Calling it a "low blow," Sheriff Joe Arpaio has rejected a request by a respected local journalist to take a lie-detector test to "prove" he hasn't masturbated while on duty as the county's top lawman.

The sheriff, currently is running for re-election against Democrat Dan Saban, indicated to Channel 3's ace reporter Mike Watkiss that neither he nor his controversial Chief Deputy David Hendershott would be ponying up to the polygraph box anytime soon.

Watkiss, seen here, has done his share of Joe-friendly stories over the years (who in local TV hasn't?).

But this time he said screw it, and confronted the angry old "lawman" late last week as the cameras whirred in downtown Phoenix.

That led to a short, testy and classic exchange between the pair as onlookers gasped in amazement.

Coming on the heels of one of the more revolting hit-piece ads to land on local airwaves in some time, the subtext of the scrappy Watkiss' frontal assault (so to speak) on "America's Toughest (no one ever has suggested horniest) Sheriff" was obvious to those on hand.
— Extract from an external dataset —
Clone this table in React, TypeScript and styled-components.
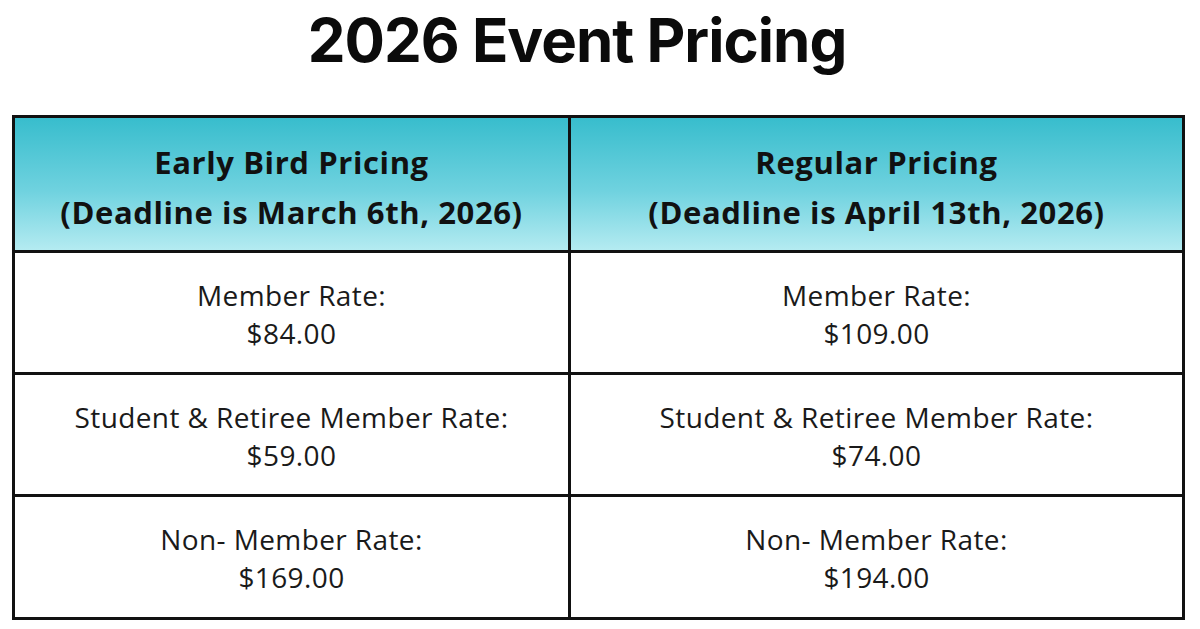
import React from "react";
import styled, {createGlobalStyle} from "styled-components";

const GlobalStyle = createGlobalStyle`
  html, body {
    margin: 0;
    padding: 0;
    background: #ffffff;
  }
`;

const Page = styled.div`
  width: 1200px;
  height: 629px;
  background: #fff;
  display: flex;
  flex-direction: column;
  align-items: flex-start;
  overflow: hidden;
`;

const Title = styled.h1`
  margin: 0;
  align-self: center;
  height: 115px;
  padding: 1px 46px 0 0;
  box-sizing: border-box;
  font-family: "Inter", "Liberation Sans", sans-serif;
  font-weight: 700;
  font-size: 60px;
  letter-spacing: -1px;
  line-height: 78px;
  color: #0b0b0b;
`;

const Table = styled.div`
  margin-left: 12px;
  width: 1173px;
  display: grid;
  grid-template-columns: 556px 1fr;
  grid-template-rows: 135px 122px 122px 120px;
  border: 3px solid #111;
  box-sizing: border-box;
`;

const HeadCell = styled.div<{ $last?: boolean }>`
  display: flex;
  flex-direction: column;
  align-items: center;
  justify-content: center;
  background: linear-gradient(180deg, #38bdcd 0%, #6fd2df 55%, #b4ebf1 100%);
  border-right: ${(p) => (p.$last ? "none" : "3px solid #111")};
  border-bottom: 3px solid #111;
  font-family: "Open Sans", "Noto Sans", sans-serif;
  font-weight: 700;
  font-size: 31px;
  letter-spacing: 0.6px;
  line-height: 50px;
  color: #111;
  padding-top: 6px;
`;

const Cell = styled.div<{ $last?: boolean; $bottom?: boolean }>`
  display: flex;
  flex-direction: column;
  align-items: center;
  justify-content: center;
  border-right: ${(p) => (p.$last ? "none" : "3px solid #111")};
  border-bottom: ${(p) => (p.$bottom ? "none" : "3px solid #111")};
  font-family: "Open Sans", "Noto Sans", sans-serif;
  font-size: 28px;
  letter-spacing: 0.4px;
  line-height: 38px;
  color: #1a1a1a;
  padding-top: 2px;
`;

const rows = [
    ["Member Rate:", "$84.00", "$109.00"],
    ["Student & Retiree Member Rate:", "$59.00", "$74.00"],
    ["Non- Member Rate:", "$169.00", "$194.00"],
];

const App = () => {
    return (
        <Page>
            <GlobalStyle/>
            <Title>2026 Event Pricing</Title>
            <Table>
                <HeadCell>
                    <span>Early Bird Pricing</span>
                    <span>(Deadline is March 6th, 2026)</span>
                </HeadCell>
                <HeadCell $last>
                    <span>Regular Pricing</span>
                    <span>(Deadline is April 13th, 2026)</span>
                </HeadCell>
                {rows.map(([label, early, regular], i) => (
                    <React.Fragment key={label}>
                        <Cell $bottom={i === rows.length - 1}>
                            <span>{label}</span>
                            <span>{early}</span>
                        </Cell>
                        <Cell $last $bottom={i === rows.length - 1}>
                            <span>{label}</span>
                            <span>{regular}</span>
                        </Cell>
                    </React.Fragment>
                ))}
            </Table>
        </Page>
    );
};

export default App;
That anti-Saban 30-second blurb, paid for by the Republican Party at the behest of the so-called "Arizonans for Public Safety" (this whole thing really does smell of Chief Hendershott, the longtime power behind the throne at MCSO), "alerted" viewers to some alleged vile skeletons in Saban's closet.

Sounding vaguely disgusted, the woman narrator speaks of "allegations of rape" against Saban, as well as an investigation into Saban "exposing himself to a child," and finally (voila!) Saban's having masturbated "on county time." Fade to black.

Indeed, during a lawsuit that Saban filed against Arpaio and sheriff's officials in 2005, he testified that, as a deputy county sheriff about 30 years ago, he had played some pocket pool while on duty. Must have been a slow night out in Aguila, or wherever the young deputy was on patrol.

Whatever. The emission, um, admission, came in response to a question from Arpaio/Thomas (as in Andy) hatchetman, lawyer Dennis Wilenchik, that seemed designed solely to embarrass Saban.

Saban eventually lost the civil case, though some jurors, after rendering their verdict, said they'd be voting for him over Arpaio in next month's election.

Anyone interested in reading about how Chief Hendershott fed the exact same stuff in the TV ad to disgraced former Channel 15 "reporter" Rob Koebel, here's a few stories I wrote last year.

Promise, these stories also will tell you more than you need to know about the "rape" and "indecent exposure" allegations.

Bottom line, Watkiss' royal fuck-you to the powerful little man who routinely calls himself "This Sheriff," in classically narcissistic third-person style, was a long time coming.

But, as of last night, the clip of the tit-for-tat on the streets of downtown Phoenix hadn't appeared on Channel 3, and who knows when or if it ever will.